In an interview with Tubefilter, Baio and her husband explained that they originally focused on YouTube because that was where the viewership and income were, then switched to TikTok for brand deals and to acclimate to decreasing attention spans.

== Music career ==
After high school Baio moved to Utah, where her manager was based, to pursue her music career. She released her debut single, "World Record", in 2020. "Trust Issues" came out in September 2022 and received 13 million streams within its first nine months. On March 9, 2023, her song "At Least" was included in the soundtrack of episode 46 of season 9 of Love Island. The next day, she released her debut EP, Catalyst. Her second EP, Petals, came out on January 12, 2024. In January 2024, Rolling Stone magazine included her song "He Loves Me, He Loves Me Not" in their 'Songs You Need to Know' playlist. She opened for Natalie Jane's Where Am I Again Tour in early 2024.

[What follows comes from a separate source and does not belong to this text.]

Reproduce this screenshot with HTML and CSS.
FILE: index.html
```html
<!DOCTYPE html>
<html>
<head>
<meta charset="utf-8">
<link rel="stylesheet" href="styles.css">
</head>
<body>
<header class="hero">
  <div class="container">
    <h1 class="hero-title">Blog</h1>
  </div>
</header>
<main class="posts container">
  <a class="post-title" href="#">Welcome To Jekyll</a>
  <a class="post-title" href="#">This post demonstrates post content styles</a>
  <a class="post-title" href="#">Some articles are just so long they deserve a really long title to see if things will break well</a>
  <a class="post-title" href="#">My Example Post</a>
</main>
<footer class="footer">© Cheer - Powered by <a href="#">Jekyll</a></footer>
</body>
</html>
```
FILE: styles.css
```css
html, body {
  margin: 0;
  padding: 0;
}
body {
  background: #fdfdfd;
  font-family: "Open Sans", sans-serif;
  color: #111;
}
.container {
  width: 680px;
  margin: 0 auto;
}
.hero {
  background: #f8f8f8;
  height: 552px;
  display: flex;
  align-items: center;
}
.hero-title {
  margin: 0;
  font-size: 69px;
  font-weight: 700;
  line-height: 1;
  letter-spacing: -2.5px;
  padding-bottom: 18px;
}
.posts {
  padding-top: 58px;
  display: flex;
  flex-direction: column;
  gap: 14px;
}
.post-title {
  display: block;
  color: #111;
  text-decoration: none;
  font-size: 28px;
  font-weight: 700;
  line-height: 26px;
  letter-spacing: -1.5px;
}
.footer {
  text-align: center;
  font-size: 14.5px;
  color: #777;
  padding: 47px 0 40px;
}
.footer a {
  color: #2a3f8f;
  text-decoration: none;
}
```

Baio's debut album, Unsaid (stylized in all caps), was released on November 1, 2024, through 10K Projects. In a review of the album, The Daily Howl described it as a "deeply emotional and sentimental collection of songs" and remarked that Baio "has not only an extraordinary voice capable of anything, but [is] an artist unafraid to explore the unspoken". To promote the album, Baio headlined her first tour, the Unsaid Tour, in early 2025. The tour required multiple venue upgrades to accommodate fans. In a review of the tour for The Vanderbilt Hustler, Jo Anderson wrote that Baio "soared beyond my expectations" and that she believes Baio will soon be a "music breakout". During her tour, Baio released a collaboration with DJ Steve Aoki and rapper Trippie Redd called "Radio", which they performed at the Ultra Music Festival on March 30, 2025.

In July 2025, Baio released "Bad Times", which the Indiana Daily Student described as "up-tempo and dreamy, like a hot summer night spent blasting music from the car speakers". The release of "Bad Times" was followed by singles such as "Love Me Less", which is about the fear of putting yourself out there, and "Accident", which Earmilk described as "a move from her to deepen her artistic expression and mature her sound". The central concept of the latter—infidelity—sparked confusion among fans who believed Baio's marriage was healthy. In an interview with Earmilk, she explained:It honestly boils down to the fact that I love to create music that makes people feel something. I think that’s what makes music so powerful, and those are the songs I’ve always gravitated towards and listened to growing up. I can write a song that’s healing for me and what I’m currently going through, but I think it’s also beautiful to write songs for others and the struggles they might be battling.The first part of Baio's sophomore album, Sacred (stylized in all caps), came out on January 9, 2026, through 10k Projects.

== Personal life ==
Baio married Sam Jose, whom she met in her freshman year of high school, when she was 18.